What is asked:
Copy each line holding the string "components".

Data lines:
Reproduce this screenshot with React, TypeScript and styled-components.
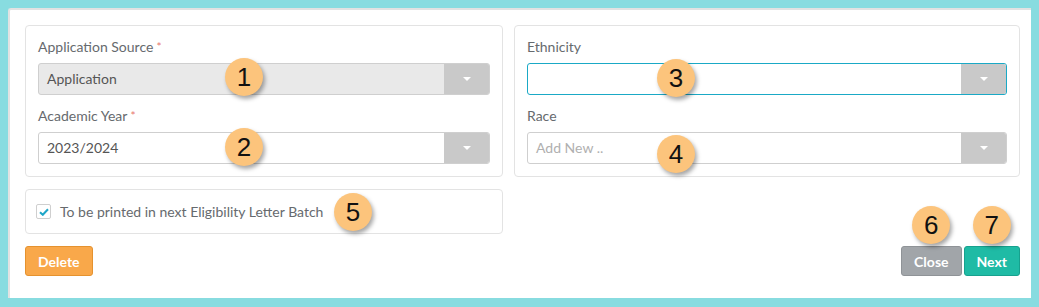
import React from 'react';
import styled, { createGlobalStyle } from 'styled-components';

const GlobalStyle = createGlobalStyle`
  * { box-sizing: border-box; }
  body {
    margin: 0;
    background: #88dce0;
    font-family: Lato, "Open Sans", Arial, sans-serif;
  }
`;

const Frame = styled.div`
  width: 1039px;
  height: 307px;
  padding: 8px 8px 9px 8px;
`;

const Panel = styled.div`
  height: 290px;
  background: #fff;
  border-top: 2px solid #e2e2e2;
  border-left: 2px solid #e2e2e2;
  border-top-left-radius: 3px;
  padding: 15px 11px 0 15px;
  display: flex;
  flex-direction: column;
`;

const TopRow = styled.div`
  display: grid;
  grid-template-columns: 478px 506px;
  column-gap: 11px;
`;

const Box = styled.div`
  border: 1px solid #e3e3e3;
  border-radius: 4px;
  padding: 12px;
  display: flex;
  flex-direction: column;
`;

const Field = styled.div<{ $last?: boolean }>`
  display: flex;
  flex-direction: column;
  margin-bottom: ${p => (p.$last ? '0' : '12px')};
`;

const Label = styled.label`
  height: 18px;
  line-height: 18px;
  margin-bottom: 7px;
  font-size: 14px;
  color: #666a6e;
`;

const Required = styled.span`
  color: #e8766e;
  font-size: 12px;
  margin-left: 3px;
  vertical-align: top;
`;

const SelectBox = styled.div<{ $disabled?: boolean; $focused?: boolean }>`
  position: relative;
  height: 32px;
  display: flex;
  border: 1px solid ${p => (p.$focused ? '#1aa9c6' : '#cfcfcf')};
  border-radius: 3px;
  background: ${p => (p.$disabled ? '#e9e9e9' : '#fff')};
`;

const SelectValue = styled.div<{ $placeholder?: boolean }>`
  flex: 1;
  padding-left: 8px;
  line-height: 30px;
  font-size: 14px;
  color: ${p => (p.$placeholder ? '#b0b0b0' : '#555')};
`;

const DropButton = styled.div`
  width: 45px;
  background: #c9c9c9;
  border-radius: 0 2px 2px 0;
  display: flex;
  align-items: center;
  justify-content: center;
`;

const Caret = styled.span`
  width: 0;
  height: 0;
  border-left: 4px solid transparent;
  border-right: 4px solid transparent;
  border-top: 4px solid #fff;
`;

const Marker = styled.div<{ $left?: number; $top?: number }>`
  position: absolute;
  left: ${p => p.$left ?? 0}px;
  top: ${p => p.$top ?? 0}px;
  width: 38px;
  height: 38px;
  border-radius: 50%;
  background: #fcc47c;
  box-shadow: 2px 3px 4px rgba(0, 0, 0, 0.35);
  display: flex;
  align-items: center;
  justify-content: center;
  font-family: "Liberation Sans", Arial, sans-serif;
  font-weight: 400;
  font-size: 26px;
  color: #111;
  z-index: 2;
`;

const ButtonMarker = styled(Marker)`
  left: 50%;
  top: auto;
  bottom: calc(100% + 3px);
  transform: translateX(-50%);
`;

const CheckRow = styled.div`
  position: relative;
  width: 478px;
  height: 45px;
  margin-top: 12px;
  border: 1px solid #e3e3e3;
  border-radius: 4px;
  padding-left: 10px;
  display: flex;
  align-items: center;
  gap: 9px;
`;

const CheckBox = styled.span`
  width: 15px;
  height: 15px;
  border: 1px solid #cfcfcf;
  border-radius: 2px;
  display: flex;
  align-items: center;
  justify-content: center;
`;

const CheckText = styled.span`
  font-size: 14px;
  color: #666a6e;
`;

const ButtonRow = styled.div`
  display: flex;
  align-items: center;
  margin-top: 12px;
`;

const Spacer = styled.div`
  flex: 1;
`;

const Button = styled.button<{ $bg: string; $border: string }>`
  position: relative;
  height: 30px;
  padding: 0 12px;
  background: ${p => p.$bg};
  border: 1px solid ${p => p.$border};
  border-radius: 3px;
  color: #fff;
  font-family: Lato, Arial, sans-serif;
  font-weight: 700;
  font-size: 14px;
  & + & {
    margin-left: 2px;
  }
`;

type SelectProps = {
  value?: string;
  placeholder?: string;
  disabled?: boolean;
  focused?: boolean;
  marker: number;
  markerLeft: number;
  markerTop: number;
};

const Select: React.FC<SelectProps> = ({ value, placeholder, disabled, focused, marker, markerLeft, markerTop }) => (
  <SelectBox $disabled={disabled} $focused={focused}>
    <SelectValue $placeholder={!value}>{value || placeholder}</SelectValue>
    <DropButton>
      <Caret />
    </DropButton>
    <Marker $left={markerLeft} $top={markerTop}>{marker}</Marker>
  </SelectBox>
);

export default function App() {
  return (
    <>
      <GlobalStyle />
      <Frame>
        <Panel>
          <TopRow>
            <Box>
              <Field>
                <Label>Application Source<Required>*</Required></Label>
                <Select value="Application" disabled marker={1} markerLeft={186} markerTop={-6} />
              </Field>
              <Field $last>
                <Label>Academic Year<Required>*</Required></Label>
                <Select value="2023/2024" marker={2} markerLeft={186} markerTop={-5} />
              </Field>
            </Box>
            <Box>
              <Field>
                <Label>Ethnicity</Label>
                <Select focused marker={3} markerLeft={129} markerTop={-5} />
              </Field>
              <Field $last>
                <Label>Race</Label>
                <Select placeholder="Add New .." marker={4} markerLeft={129} markerTop={2} />
              </Field>
            </Box>
          </TopRow>

          <CheckRow>
            <CheckBox>
              <svg width="10" height="8" viewBox="0 0 10 8">
                <path d="M1 4.2 L3.8 6.8 L9 1.2" fill="none" stroke="#1ea6c8" strokeWidth="2" />
              </svg>
            </CheckBox>
            <CheckText>To be printed in next Eligibility Letter Batch</CheckText>
            <Marker $left={308} $top={3}>5</Marker>
          </CheckRow>

          <ButtonRow>
            <Button $bg="#f9a84a" $border="#e5922f">Delete</Button>
            <Spacer />
            <Button $bg="#a1a5a9" $border="#8f9397">
              Close
              <ButtonMarker>6</ButtonMarker>
            </Button>
            <Button $bg="#1fbba5" $border="#17a18e">
              Next
              <ButtonMarker>7</ButtonMarker>
            </Button>
          </ButtonRow>
        </Panel>
      </Frame>
    </>
  );
}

Solution:
Reproduce this screenshot with React, TypeScript and styled-components.
import styled, { createGlobalStyle } from 'styled-components';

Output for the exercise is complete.